▶ [Work instructions]
Return all of the data exactly, with nothing left out but the pictures.

▶ [Recorded data]
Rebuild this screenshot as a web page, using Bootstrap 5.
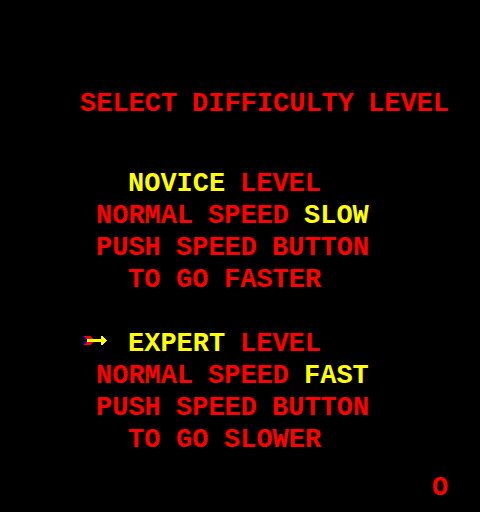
<!DOCTYPE html>
<html lang="en">
<head>
<meta charset="utf-8">
<meta name="viewport" content="width=device-width, initial-scale=1">
<title>Select Difficulty Level</title>
<link href="https://cdn.jsdelivr.net/npm/bootstrap@5.3.0/dist/css/bootstrap.min.css" rel="stylesheet">
<style>
  body {
    background: #000;
    color: #f00;
    font: bold 27px/32px "Liberation Mono", "Courier New", monospace;
  }
  .screen { padding: 88px 0 8px; }
  /* Each line of the screen is thirty character cells wide. */
  .line {
    display: grid;
    grid-template-columns: repeat(30, minmax(0, 1fr));
    font: inherit;
    margin: 0;
    white-space: nowrap;
  }
  .line > * { grid-row: 1; }
  .at-5 { grid-column-start: 6; }
  .at-6 { grid-column-start: 7; }
  .at-8 { grid-column-start: 9; }
  .at-11 { grid-column-start: 12; }
  .at-12 { grid-column-start: 13; }
  .at-13 { grid-column-start: 14; }
  .at-14 { grid-column-start: 15; }
  .at-15 { grid-column-start: 16; }
  .at-17 { grid-column-start: 18; }
  .at-19 { grid-column-start: 20; }
  .at-23 { grid-column-start: 24; }
  .at-27 { grid-column-start: 28; }
  .hot { color: #ff0; }
  .title-gap { margin-bottom: 48px; }
  .level-gap { margin-bottom: 32px; }
  .arrow { width: 32px; height: 32px; }
</style>
</head>
<body>
<main class="screen d-flex flex-column min-vh-100">
  <h1 class="line title-gap"><span class="at-5">SELECT</span> <span class="at-12">DIFFICULTY</span> <span class="at-23">LEVEL</span></h1>

  <section class="level-gap">
    <h2 class="line"><span class="at-8 hot">NOVICE</span> <span class="at-15">LEVEL</span></h2>
    <p class="line"><span class="at-6">NORMAL</span> <span class="at-13">SPEED</span> <span class="at-19 hot">SLOW</span></p>
    <p class="line"><span class="at-6">PUSH</span> <span class="at-11">SPEED</span> <span class="at-17">BUTTON</span></p>
    <p class="line"><span class="at-8">TO</span> <span class="at-11">GO</span> <span class="at-14">FASTER</span></p>
  </section>

  <section>
    <h2 class="line">
      <svg class="arrow at-5" viewBox="0 0 32 32" shape-rendering="crispEdges" aria-label="Selected" role="img">
        <path fill="#f00" d="M4 8h7v1h1v1h1v5h-1v1h-1v1H4v-1h2v-2h1v-3H6V9H4z"/>
        <path fill="#00f" d="M3 8h1v1h2v2h1v3H6v2H4v1H3v-1h1v-1h1v-2h1v-1H5v-2H4V9H3z"/>
        <path fill="#ff0" d="M7 11h14V8h2v1h1v1h1v1h1v1h1v1h-1v1h-1v1h-1v1h-1v1h-2v-3H7z"/>
      </svg>
      <span class="at-8 hot">EXPERT</span> <span class="at-15">LEVEL</span></h2>
    <p class="line"><span class="at-6">NORMAL</span> <span class="at-13">SPEED</span> <span class="at-19 hot">FAST</span></p>
    <p class="line"><span class="at-6">PUSH</span> <span class="at-11">SPEED</span> <span class="at-17">BUTTON</span></p>
    <p class="line"><span class="at-8">TO</span> <span class="at-11">GO</span> <span class="at-14">SLOWER</span></p>
  </section>

  <footer class="line mt-auto"><span class="at-27">O</span></footer>
</main>
<script src="https://cdn.jsdelivr.net/npm/bootstrap@5.3.0/dist/js/bootstrap.bundle.min.js"></script>
</body>
</html>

▶ [Expected answer]
Rebuild this screenshot as a web page, using Bootstrap 5.
<!DOCTYPE html>
<html lang="en">
<head>
<meta charset="utf-8">
<meta name="viewport" content="width=device-width, initial-scale=1">
<title>Select Difficulty Level</title>
<link href="https://cdn.jsdelivr.net/npm/bootstrap@5.3.0/dist/css/bootstrap.min.css" rel="stylesheet">
<style>
  body {
    background: #000;
    color: #f00;
    font: bold 27px/32px "Liberation Mono", "Courier New", monospace;
  }
  .screen { padding: 88px 0 8px; }
  /* Each line of the screen is thirty character cells wide. */
  .line {
    display: grid;
    grid-template-columns: repeat(30, minmax(0, 1fr));
    font: inherit;
    margin: 0;
    white-space: nowrap;
  }
  .line > * { grid-row: 1; }
  .at-5 { grid-column-start: 6; }
  .at-6 { grid-column-start: 7; }
  .at-8 { grid-column-start: 9; }
  .at-11 { grid-column-start: 12; }
  .at-12 { grid-column-start: 13; }
  .at-13 { grid-column-start: 14; }
  .at-14 { grid-column-start: 15; }
  .at-15 { grid-column-start: 16; }
  .at-17 { grid-column-start: 18; }
  .at-19 { grid-column-start: 20; }
  .at-23 { grid-column-start: 24; }
  .at-27 { grid-column-start: 28; }
  .hot { color: #ff0; }
  .title-gap { margin-bottom: 48px; }
  .level-gap { margin-bottom: 32px; }
  .arrow { width: 32px; height: 32px; }
</style>
</head>
<body>
<main class="screen d-flex flex-column min-vh-100">
  <h1 class="line title-gap"><span class="at-5">SELECT</span> <span class="at-12">DIFFICULTY</span> <span class="at-23">LEVEL</span></h1>

  <section class="level-gap">
    <h2 class="line"><span class="at-8 hot">NOVICE</span> <span class="at-15">LEVEL</span></h2>
    <p class="line"><span class="at-6">NORMAL</span> <span class="at-13">SPEED</span> <span class="at-19 hot">SLOW</span></p>
    <p class="line"><span class="at-6">PUSH</span> <span class="at-11">SPEED</span> <span class="at-17">BUTTON</span></p>
    <p class="line"><span class="at-8">TO</span> <span class="at-11">GO</span> <span class="at-14">FASTER</span></p>
  </section>

  <section>
    <h2 class="line">
      <svg class="arrow at-5" viewBox="0 0 32 32" shape-rendering="crispEdges" aria-label="Selected" role="img">
        <path fill="#f00" d="M4 8h7v1h1v1h1v5h-1v1h-1v1H4v-1h2v-2h1v-3H6V9H4z"/>
        <path fill="#00f" d="M3 8h1v1h2v2h1v3H6v2H4v1H3v-1h1v-1h1v-2h1v-1H5v-2H4V9H3z"/>
        <path fill="#ff0" d="M7 11h14V8h2v1h1v1h1v1h1v1h1v1h-1v1h-1v1h-1v1h-1v1h-2v-3H7z"/>
      </svg>
      <span class="at-8 hot">EXPERT</span> <span class="at-15">LEVEL</span></h2>
    <p class="line"><span class="at-6">NORMAL</span> <span class="at-13">SPEED</span> <span class="at-19 hot">FAST</span></p>
    <p class="line"><span class="at-6">PUSH</span> <span class="at-11">SPEED</span> <span class="at-17">BUTTON</span></p>
    <p class="line"><span class="at-8">TO</span> <span class="at-11">GO</span> <span class="at-14">SLOWER</span></p>
  </section>

  <footer class="line mt-auto"><span class="at-27">O</span></footer>
</main>
<script src="https://cdn.jsdelivr.net/npm/bootstrap@5.3.0/dist/js/bootstrap.bundle.min.js"></script>
</body>
</html>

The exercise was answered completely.